Roberto Bolaño en el Palau Sant Jordi
Por Guille Ortiz.
Murió mi abuela, me tuve que ir de casa, mi madre iba en silla de ruedas por una rotura de cadera, mi mejor amiga intentó suicidarse, yo iba a clases de preparación de unas oposiciones que igual quería aprobar, conmigo nunca se sabe, pero desde luego no quería estudiar bajo ningún concepto. No tenía dinero. Ni un duro. Perdí el trabajo y perdí a mi novia. Publiqué un libro pero nunca estuvo en ninguna librería.
Viajé a Barcelona en un acto desesperado. No crean que era infeliz, todo lo contrario. Si recuerdo aquella época de detective salvaje, probablemente les diría que fue la más intensa de mi vida. El cariño de la desgracia. Estaba tirado en una cama de un hostal de Las Ramblas esperando a mi compañero de habitación –un cantautor- y la llamada de una Chica Indecisa. Ninguno de los dos llegó. Pasaba páginas compulsivamente, imaginándome como a un poeta García Madero perdido en la inmensidad de su nueva vida bohemia. Imaginando las noches de lujuria en la casa de las hermanas Font.
Yo siempre quise ser un juguete del destino, soy un tipo peligroso.
Las cosas mejoraron. No porque la Chica Indecisa llamara, al revés, no volvió a llamar jamás, pero heredé un dinero, conseguí un trabajo, aprobé las oposiciones, me eché algo parecido a una novia, conseguí mi propio piso de alquiler en pleno Malasaña y, por supuesto, caí en una horrible depresión que me llevó a intentar combatir la angustia con ansiedad, una receta poco recomendable. Volé a Nueva York en busca de una amiga que empezaba un viaje suicida. Un viaje salvaje, si me permiten la rima interna y el topicazo. Atravesamos el norte del país de punta a punta hasta llegar a Seattle. Rosa y Amalfitano.
Yo ahora quería ser como Archimboldi. Yo ahora quería desaparecer. Una vez, a propósito de nada, una crítica de una película europea que pasó sin pena ni gloria por la cartelera española, escribí que el tema de nuestro tiempo era la desaparición. Alguien puede decir ahora que el tema es la crisis, pero en el fondo estamos hablando de lo mismo: crisis exterior, crisis interior y desaparición como respuesta. La necesidad de dejar de ser quienes somos. La constatación de que ya no nos aguantamos más y que tenemos que huir cuanto antes de nosotros mismos. Una especie de turismo suicidófilo.

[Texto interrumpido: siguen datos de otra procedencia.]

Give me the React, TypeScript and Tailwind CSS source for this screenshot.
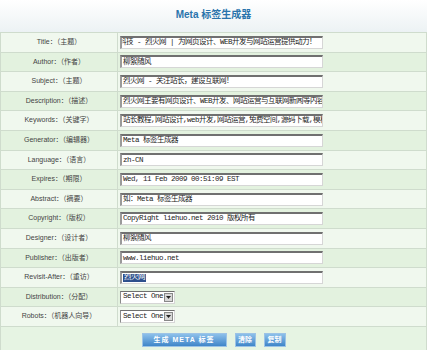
import React from 'react';

type Row = { label: string; value?: string; kind?: 'text' | 'select' | 'selected'; shift?: boolean };

const rows: Row[] = [
  { label: 'Title：（主题）', value: '科技 - 烈火网 | 为网页设计、WEB开发与网站运营提供动力！', shift: true },
  { label: 'Author：（作者）', value: '柳絮随风' },
  { label: 'Subject：（主题）', value: '烈火网 - 关注站长，建设互联网！' },
  { label: 'Description：（描述）', value: '烈火网主要有网页设计、WEB开发、网站运营与互联网新闻等内容' },
  { label: 'Keywords：（关键字）', value: '站长教程,网站设计,web开发,网站运营,免费空间,源码下载,模板' },
  { label: 'Generator：（编辑器）', value: 'Meta 标签生成器' },
  { label: 'Language：（语言）', value: 'zh-CN' },
  { label: 'Expires：（期限）', value: 'Wed, 11 Feb 2009 00:51:09 EST' },
  { label: 'Abstract：（摘要）', value: '如：Meta 标签生成器' },
  { label: 'Copyright：（版权）', value: 'CopyRight liehuo.net 2010 版权所有' },
  { label: 'Designer：（设计者）', value: '柳絮随风' },
  { label: 'Publisher：（出版者）', value: 'www.liehuo.net' },
  { label: 'Revisit-After：（重访）', value: '烈火网', kind: 'selected' },
  { label: 'Distribution：（分配）', kind: 'select' },
  { label: 'Robots：（机器人向导）', kind: 'select' },
];

const inputFont = { fontFamily: '"Liberation Mono", "Noto Sans CJK SC", monospace' };

function Field({ row }: { row: Row }) {
  if (row.kind === 'select') {
    return (
      <div
        className="flex h-[13px] w-[55px] items-center justify-between whitespace-nowrap border border-t-[#6f6f6f] border-l-[#8a8a8a] border-b-[#d6d6d6] border-r-[#d6d6d6] bg-white pl-[2px] pr-[1px] text-[7.5px] leading-none tracking-[-0.5px] text-[#222]"
        style={inputFont}
      >
        <span>Select One</span>
        <span className="flex h-[9px] w-[9px] shrink-0 items-center justify-center border border-[#888] bg-[#d8d8d8]">
          <svg width="5" height="3" viewBox="0 0 5 3">
            <path d="M0 0h5L2.5 3z" fill="#222" />
          </svg>
        </span>
      </div>
    );
  }
  return (
    <div
      className="flex h-[13px] w-[203px] items-center overflow-hidden whitespace-nowrap border-t-2 border-l-2 border-b border-r border-t-[#707070] border-l-[#9a9a9a] border-b-[#d6d6d6] border-r-[#d6d6d6] bg-white pl-[1px] text-[7.5px] leading-none tracking-[-0.5px] text-[#222]"
      style={inputFont}
    >
      {row.kind === 'selected' ? (
        <span className="bg-[#2d4f8c] px-[1px] text-white">{row.value}</span>
      ) : (
        <span className={row.shift ? '-ml-[4px]' : ''}>{row.value}</span>
      )}
    </div>
  );
}

export default function App() {
  return (
    <div className="h-[350px] w-[427px] overflow-hidden bg-white" style={{ fontFamily: '"Liberation Sans", "Noto Sans CJK SC", sans-serif' }}>
      <div className="flex h-[32px] items-center justify-center bg-gradient-to-b from-white to-[#ecf2f4] pb-[4px]">
        <h1 className="text-[10px] font-bold text-[#2a74ac]">Meta 标签生成器</h1>
      </div>
      <div className="border-t border-l border-r border-[#cfdccd]">
        {rows.map((row, i) => (
          <div
            key={row.label}
            className={`flex h-[19.6px] border-b border-[#cfdccd] ${i % 2 === 0 ? 'bg-[#f0f8ee]' : 'bg-[#e3f2df]'}`}
          >
            <div className="flex w-[117px] shrink-0 items-center justify-center border-r border-[#cfdccd] text-[7px] text-[#444]">
              {row.label}
            </div>
            <div className="flex flex-1 items-center pl-[2px]">
              <Field row={row} />
            </div>
          </div>
        ))}
        <div className="flex h-[30px] items-start justify-center gap-[8px] bg-[#e6f4e3] pt-[6px]">
          <button className="h-[14px] w-[85px] border border-[#9cc3e6] bg-gradient-to-b from-[#8cc0ea] to-[#3f86c9] text-[7px] font-bold tracking-[1px] text-white">
            生成 META 标签
          </button>
          <button className="h-[14px] w-[21px] border border-[#9cc3e6] bg-gradient-to-b from-[#8cc0ea] to-[#3f86c9] text-[7px] font-bold text-white">
            清除
          </button>
          <button className="h-[14px] w-[22px] border border-[#9cc3e6] bg-gradient-to-b from-[#8cc0ea] to-[#3f86c9] text-[7px] font-bold text-white">
            复制
          </button>
        </div>
      </div>
    </div>
  );
}
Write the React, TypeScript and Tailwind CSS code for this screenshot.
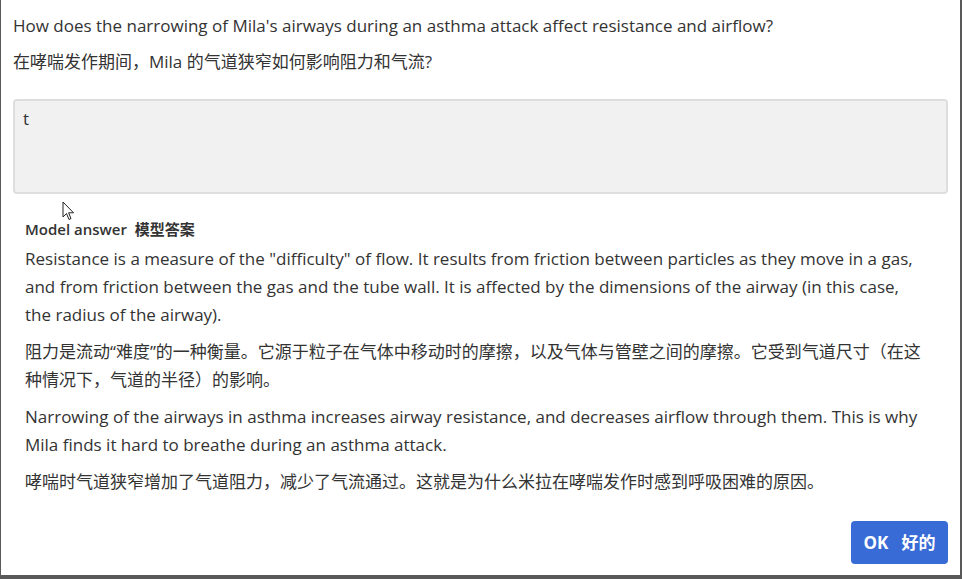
export default function App() {
  const paragraphs = [
    'Resistance is a measure of the "difficulty" of flow. It results from friction between particles as they move in a gas, and from friction between the gas and the tube wall. It is affected by the dimensions of the airway (in this case, the radius of the airway).',
    "阻力是流动“难度”的一种衡量。它源于粒子在气体中移动时的摩擦，以及气体与管壁之间的摩擦。它受到气道尺寸（在这种情况下，气道的半径）的影响。",
    "Narrowing of the airways in asthma increases airway resistance, and decreases airflow through them. This is why Mila finds it hard to breathe during an asthma attack.",
    "哮喘时气道狭窄增加了气道阻力，减少了气流通过。这就是为什么米拉在哮喘发作时感到呼吸困难的原因。",
  ]

  return (
    <div className="relative h-[579px] w-[962px] border-l border-r-2 border-b-4 border-[#595959] bg-white font-['Open_Sans','Noto_Sans_CJK_SC',sans-serif] text-[#333333]">
      <div className="flex flex-col px-3 pt-3">
        <p className="text-[17px] leading-7">
          How does the narrowing of Mila's airways during an asthma attack affect resistance and airflow?
        </p>
        <p className="mt-2 text-[17px] leading-7">在哮喘发作期间，Mila 的气道狭窄如何影响阻力和气流?</p>

        <div className="mt-[23px] h-[95px] rounded border-2 border-[#dedede] bg-[#f1f1f1] px-2 pt-[6px] text-[17px] leading-6">
          t
        </div>

        <div className="pl-3 pr-6">
          <h3 className="mt-[25px] text-[15px] font-semibold leading-5">Model answer&nbsp; 模型答案</h3>
          <div className="mt-[6px]">
            {paragraphs.map((text, i) => (
              <p key={i} className="mb-[9px] text-[17px] leading-7">
                {text}
              </p>
            ))}
          </div>
        </div>

        <div className="mt-4 flex justify-end">
          <button className="flex h-[43px] w-[97px] items-center justify-center gap-[13px] rounded bg-[#386bd6] text-[17px] font-bold text-white">
            <span>OK</span>
            <span>好的</span>
          </button>
        </div>
      </div>

      {/* mouse pointer */}
      <svg className="absolute left-[61px] top-[201px]" width="14" height="21" viewBox="0 0 14 21">
        <path d="M1 1 L1 16 L4.5 12.5 L7 18.5 L9 17.6 L6.6 11.8 L11.5 11.8 Z" fill="white" stroke="#222" strokeWidth="1" strokeLinejoin="round" />
      </svg>
    </div>
  )
}
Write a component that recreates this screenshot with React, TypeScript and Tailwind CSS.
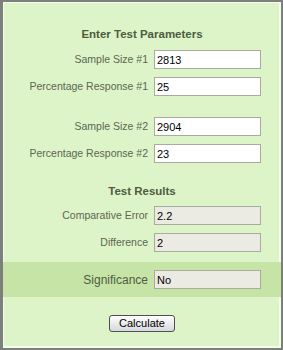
import React from "react";

const font = { fontFamily: '"Liberation Sans", Arial, sans-serif' };

function Row({
  label,
  value,
  readOnly,
  big,
  className,
}: {
  label: string;
  value: string;
  readOnly?: boolean;
  big?: boolean;
  className?: string;
}) {
  return (
    <div className={`flex items-center ${className ?? ""}`}>
      <label
        className={`w-[145px] text-right leading-none ${
          big ? "text-[12px] text-[#4f5b45]" : "text-[10.5px] text-[#5b6652]"
        }`}
      >
        {label}
      </label>
      <input
        readOnly
        value={value}
        className={`ml-[6px] h-[19px] w-[107px] border border-[#a9ab9f] px-[2px] text-[11px] text-black outline-none ${
          readOnly ? "bg-[#ebebe4]" : "bg-white"
        }`}
        style={font}
      />
    </div>
  );
}

export default function App() {
  return (
    <div
      className="h-[350px] w-[283px] border-2 border-l-[3px] border-[#7d7f7a] bg-[#ddf4c8] shadow-[inset_1px_1px_0_#f4fbee,inset_-2px_-2px_0_#f4fbee]"
      style={font}
    >
      <div className="flex flex-col">
        <h2 className="mt-[25px] h-[14px] text-center text-[11.5px] font-bold leading-[14px] text-[#4e5c40]">
          Enter Test Parameters
        </h2>
        <Row className="mt-[9px]" label="Sample Size #1" value="2813" />
        <Row className="mt-[8px]" label="Percentage Response #1" value="25" />
        <Row className="mt-[21px]" label="Sample Size #2" value="2904" />
        <Row className="mt-[8px]" label="Percentage Response #2" value="23" />
        <h2 className="mt-[21px] h-[14px] text-center text-[11.5px] font-bold leading-[14px] text-[#4e5c40]">
          Test Results
        </h2>
        <Row className="mt-[8px]" label="Comparative Error" value="2.2" readOnly />
        <Row className="mt-[8px]" label="Difference" value="2" readOnly />
        <div className="mt-[10px] bg-[#c6e4a6] py-[8px]">
          <Row label="Significance" value="No" readOnly big />
        </div>
        <div className="mt-[18px] flex justify-center">
          <button className="h-[17px] w-[66px] rounded-[3px] border border-[#4d4f55] bg-gradient-to-b from-white to-[#d6d8dc] text-[11px] leading-none text-black">
            Calculate
          </button>
        </div>
      </div>
    </div>
  );
}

Los dos suicidas acampamos en Badlands, Yellowstone y Grand Teton, que es lo más cerca de Suiza que he estado nunca. Contaba desaparecidas y muertas y peleas y tiros y Rosa, pobre Rosa, pero sobre todo, ya lo he dicho antes, soñaba con ser un escritor fantasma: publicar, cobrar y seguir con mi vida. El reconocimiento como algo ajeno. Como negocio, de acuerdo, pero no como circo ambulante.
Escribí un libro sobre aquel viaje. Era bastante bueno. 4000 millas y 24 días dan para mucha ficción o al menos para mucha reinvención de la realidad. Por supuesto, a nadie le interesó publicarlo. Las cosas siguieron más o menos en su sitio hasta que volvió a morir mi otro abuelo, mi padre sufrió un derrame cerebral, perdí mi trabajo, no tenía novia que me dejara y al menos no tuve que abandonar mi piso en Malasaña. Una especie de término medio. Tiempos del Quemado en una localidad perdida de Girona. Tiempos de El Tercer Reich. Tiempos de desapariciones, de nuevo, si se dan cuenta, que nos llevan a ayer mismo, de madrugada, justo mientras Dwayne Wade metía 22 puntos en 7 minutos a los Indiana Pacers: “Los sinsabores del verdadero policía” y el momento en el que entre Lezama Lima, Nicanor Parra, Octavio Paz, Santa Teresa y los demás habituales de Bolaño aparece Arvydas Sabonis.
No era un hostal, no era un saco de dormir en una tienda. Era mi cama. Me entraron ganas de llorar, qué tontería. Estaba tan tranquilo en aquel mundo inofensivamente latinoamericano y de repente apareció mi infancia y mi adolescencia. No ya como metáfora o como ilusión-yo-querría-ser-o-haber-sido-como… sino con nombre propio y apellido. Arvydas Sabonis. Búsquenlo. En serio. Página 165. Y pensé: “Jamás, jamás voy a conseguir escribir como él”.
Pero al menos vimos los mismos partidos.
Y no sé por qué razón extraña, en ese mismo momento, no me sentí mejor pero juraría que al menos sí me sentí menos solo.